* _EXERCISE_: Lines that hold the string "React" are to be counted; give only their number.

* _INFORMATION PROVIDED_:
** Start **

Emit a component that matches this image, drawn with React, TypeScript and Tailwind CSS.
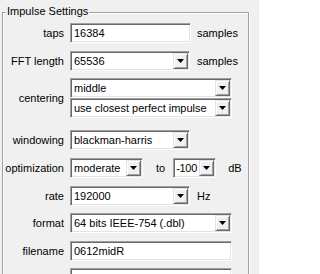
import React from "react";

const font = "font-['Liberation_Sans',Arial,sans-serif]";

function Arrow() {
  return (
    <div className="flex h-full w-[15px] shrink-0 items-center justify-center border border-t-[#e3e3e3] border-l-[#e3e3e3] border-b-[#696969] border-r-[#696969] bg-[#f0f0f0] shadow-[inset_1px_1px_0_#fff,inset_-1px_-1px_0_#a0a0a0]">
      <svg width="7" height="4" viewBox="0 0 7 4">
        <path d="M0 0h7L3.5 4z" fill="#000" />
      </svg>
    </div>
  );
}

function Field({ w, value, combo, tight }: { w: string; value?: string; combo?: boolean; tight?: boolean }) {
  return (
    <div
      className={`flex h-[20px] shrink-0 items-stretch border border-t-[#a0a0a0] border-l-[#a0a0a0] border-b-white border-r-white bg-white p-[1px] shadow-[inset_1px_1px_0_#696969,inset_-1px_-1px_0_#e3e3e3] ${w}`}
    >
      <div
        className={`flex min-w-0 flex-1 items-center overflow-hidden whitespace-nowrap text-[11px] text-black ${tight ? "pl-[1px] tracking-[-0.3px]" : "pl-[2px]"}`}
      >
        {value}
      </div>
      {combo && <Arrow />}
    </div>
  );
}

function Row({ label, mt, children }: { label: string; mt: string; children: React.ReactNode }) {
  return (
    <div className={`flex items-center ${mt}`}>
      <div className="w-[61px] shrink-0 text-right text-[11px] text-black">{label}</div>
      <div className="ml-[6px] flex items-center">{children}</div>
    </div>
  );
}

export default function App() {
  return (
    <div className={`h-[274px] w-[259px] overflow-hidden bg-[#f0f0f0] ${font}`}>
      <div className="pt-[12px] pl-[2px]">
        <div className="relative h-[300px] w-[247px] border border-[#a0a0a0] shadow-[inset_1px_1px_0_#fff,1px_1px_0_#fff]">
          <span className="absolute left-[3px] top-[-8px] bg-[#f0f0f0] px-[1px] text-[11px] leading-[13px] text-black">
            Impulse Settings
          </span>

          <Row label="taps" mt="mt-[10px]">
            <Field w="w-[121px]" value="16384" />
            <span className="ml-[6px] text-[11px]">samples</span>
          </Row>

          <Row label="FFT length" mt="mt-[8px]">
            <Field w="w-[120px]" value="65536" combo />
            <span className="ml-[7px] text-[11px]">samples</span>
          </Row>

          <div className="mt-[7px] flex items-center">
            <div className="w-[61px] shrink-0 text-right text-[11px] text-black">centering</div>
            <div className="ml-[6px] flex flex-col">
              <Field w="w-[162px]" value="middle" combo />
              <Field w="w-[162px]" value="use closest perfect impulse" combo />
            </div>
          </div>

          <Row label="windowing" mt="mt-[12px]">
            <Field w="w-[120px]" value="blackman-harris" combo />
          </Row>

          <Row label="optimization" mt="mt-[8px]">
            <Field w="w-[73px]" value="moderate" combo />
            <span className="ml-[13px] text-[11px]">to</span>
            <Field w="w-[43px] ml-[8px]" value="-100" combo tight />
            <span className="ml-[12px] text-[11px]">dB</span>
          </Row>

          <Row label="rate" mt="mt-[8px]">
            <Field w="w-[120px]" value="192000" combo />
            <span className="ml-[7px] text-[11px]">Hz</span>
          </Row>

          <Row label="format" mt="mt-[7px]">
            <Field w="w-[162px]" value="64 bits IEEE-754 (.dbl)" combo />
          </Row>

          <Row label="filename" mt="mt-[8px]">
            <Field w="w-[162px]" value="0612midR" />
          </Row>

          <Row label="" mt="mt-[7px]">
            <Field w="w-[162px]" value="" />
          </Row>
        </div>
      </div>
    </div>
  );
}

** End **

* _EXERCISE RESPONSE_: 3